Just as in the fairy tale of »The Emperor’s New Clothes,« authority is »naked«; the child is not impressed and does not allow itself to be intimidated, hypnotized, or deceived. It takes a look and trusts its own senses. Perls identified with the message of this fairy tale by Hans Christian Andersen and put the following words into the mouth of the child who was to be dissuaded from what it saw: »How can I trust my senses? They love me not if I can’t see! I need their love more than the truth. It’s hard to swallow, but I take my lesson in adjustment« (ibid., 25).24 This was a lesson Perls refused to learn as a child, and he continued to refuse until the end of his days. Over the course of his life, he himself appeared »naked,« and he »undressed« others, which garnered him both rejection and fame. In a certain sense, he was disrespectful; he was interested in reality and not in appearances, and he exposed matters correspondingly. That was a help to those who were strong enough to find themselves, while others were injured and deeply hurt. In therapy, he often looked for what he called contact and genuine feelings. Then he was touched and would become soft and very close to the other person.

The concept of contact, which is so central to Gestalt therapy, has one of its sources here. Within the context of the childhood memories mentioned above, Perls defined a relationship structure as a confluence when the child is »good« in a manner that corresponds to the will of its parents, as opposed to the isolation of the child when its behavior does not match its parents’ expectations, and they then experience and define it as »bad.« In Perls’s view, no contact existed between the people involved in either confluence or isolation, »for contact is the appreciation of differences« (ibid., 261).

Perls had this painful, formative father conflict in common with Karen Horney as well, one of the other psychoanalytic dissidents. Horney became his first training analyst, and later his control analyst. They enjoyed a good personal relationship, and Horney’s revisions of Freud later inspired Perls and showed many parallels to revisions of his own (see Bocian 1992). Horney was plagued by her strict Christian father and entered in her diary at age fourteen: »It must be marvelous to have a father one can love and respect. The Fourth Commandment with its »Thou shalt« looms before me like a ghost.
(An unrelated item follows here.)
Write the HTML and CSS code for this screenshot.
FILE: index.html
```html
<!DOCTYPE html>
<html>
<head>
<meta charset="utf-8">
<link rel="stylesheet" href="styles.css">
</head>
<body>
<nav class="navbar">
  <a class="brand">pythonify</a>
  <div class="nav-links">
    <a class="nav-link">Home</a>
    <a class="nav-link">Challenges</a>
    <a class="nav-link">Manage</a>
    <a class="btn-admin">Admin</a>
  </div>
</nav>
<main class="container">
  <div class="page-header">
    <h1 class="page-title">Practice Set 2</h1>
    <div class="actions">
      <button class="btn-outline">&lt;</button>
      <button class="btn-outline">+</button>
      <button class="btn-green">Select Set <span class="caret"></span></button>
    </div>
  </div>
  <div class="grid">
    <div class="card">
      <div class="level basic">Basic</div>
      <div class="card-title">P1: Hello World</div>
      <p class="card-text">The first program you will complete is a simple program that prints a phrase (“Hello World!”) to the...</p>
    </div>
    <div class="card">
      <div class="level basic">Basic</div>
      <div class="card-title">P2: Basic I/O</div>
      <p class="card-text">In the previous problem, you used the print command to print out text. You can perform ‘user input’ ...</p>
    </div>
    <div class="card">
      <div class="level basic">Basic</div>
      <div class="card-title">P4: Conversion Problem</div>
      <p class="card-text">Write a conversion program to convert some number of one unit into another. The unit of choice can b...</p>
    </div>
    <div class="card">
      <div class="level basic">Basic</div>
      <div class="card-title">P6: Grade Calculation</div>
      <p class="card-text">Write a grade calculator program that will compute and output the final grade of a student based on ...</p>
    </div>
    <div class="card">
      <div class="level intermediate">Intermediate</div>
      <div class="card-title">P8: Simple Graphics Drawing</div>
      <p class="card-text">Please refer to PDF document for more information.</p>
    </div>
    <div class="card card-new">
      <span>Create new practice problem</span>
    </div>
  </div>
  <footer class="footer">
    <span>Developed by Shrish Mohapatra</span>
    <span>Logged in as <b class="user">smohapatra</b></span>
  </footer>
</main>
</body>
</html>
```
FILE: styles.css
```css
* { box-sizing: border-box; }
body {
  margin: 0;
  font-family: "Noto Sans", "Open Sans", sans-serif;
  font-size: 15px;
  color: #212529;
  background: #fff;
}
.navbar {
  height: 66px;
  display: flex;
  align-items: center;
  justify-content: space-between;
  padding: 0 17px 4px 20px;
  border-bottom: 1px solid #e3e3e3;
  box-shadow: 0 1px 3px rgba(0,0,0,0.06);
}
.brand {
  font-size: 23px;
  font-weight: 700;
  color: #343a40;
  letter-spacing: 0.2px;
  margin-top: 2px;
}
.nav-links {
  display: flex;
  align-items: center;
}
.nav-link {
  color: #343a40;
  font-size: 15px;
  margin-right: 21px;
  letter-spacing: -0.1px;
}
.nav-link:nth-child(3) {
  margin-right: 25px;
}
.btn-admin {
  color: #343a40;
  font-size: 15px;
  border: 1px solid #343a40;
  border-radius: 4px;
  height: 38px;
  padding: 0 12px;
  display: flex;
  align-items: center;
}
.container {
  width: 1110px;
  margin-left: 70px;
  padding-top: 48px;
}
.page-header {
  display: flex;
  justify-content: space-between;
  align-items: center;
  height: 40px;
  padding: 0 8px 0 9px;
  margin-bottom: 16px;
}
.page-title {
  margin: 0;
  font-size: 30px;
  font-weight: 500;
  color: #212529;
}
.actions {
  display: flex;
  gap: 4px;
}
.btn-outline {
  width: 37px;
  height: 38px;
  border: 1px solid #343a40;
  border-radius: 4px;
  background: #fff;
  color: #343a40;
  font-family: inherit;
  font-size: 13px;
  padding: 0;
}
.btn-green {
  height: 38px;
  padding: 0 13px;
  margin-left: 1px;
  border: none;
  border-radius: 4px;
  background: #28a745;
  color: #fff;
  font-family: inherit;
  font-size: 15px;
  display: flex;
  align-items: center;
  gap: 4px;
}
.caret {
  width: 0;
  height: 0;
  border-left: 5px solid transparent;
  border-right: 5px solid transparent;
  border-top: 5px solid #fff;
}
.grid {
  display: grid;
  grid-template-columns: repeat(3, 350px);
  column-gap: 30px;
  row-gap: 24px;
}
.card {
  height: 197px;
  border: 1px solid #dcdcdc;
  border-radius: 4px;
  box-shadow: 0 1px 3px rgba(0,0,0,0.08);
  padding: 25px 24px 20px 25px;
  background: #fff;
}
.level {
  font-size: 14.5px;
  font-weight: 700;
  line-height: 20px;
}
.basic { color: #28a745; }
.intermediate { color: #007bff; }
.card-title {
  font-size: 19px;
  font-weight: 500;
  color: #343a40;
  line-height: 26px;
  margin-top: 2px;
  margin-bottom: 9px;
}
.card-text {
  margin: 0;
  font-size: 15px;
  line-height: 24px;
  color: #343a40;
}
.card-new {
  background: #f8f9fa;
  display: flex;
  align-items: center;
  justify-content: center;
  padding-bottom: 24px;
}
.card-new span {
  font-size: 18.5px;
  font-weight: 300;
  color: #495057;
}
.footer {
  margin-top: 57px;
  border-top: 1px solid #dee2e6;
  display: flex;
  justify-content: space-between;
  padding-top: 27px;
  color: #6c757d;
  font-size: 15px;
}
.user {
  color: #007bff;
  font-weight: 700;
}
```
I cannot honor a person who makes all of us unhappy with his hypocrisy, egotism, crudeness, and poor manners« (in Stephan 1992, 236).

The early experience of a repressive »Thou shalt,« which was classified within the system of Freudian theory as the »super-ego« and which Perls called an unacceptable introjection,25 played a significant role in the theory formation of virtually all Berlin character analysts.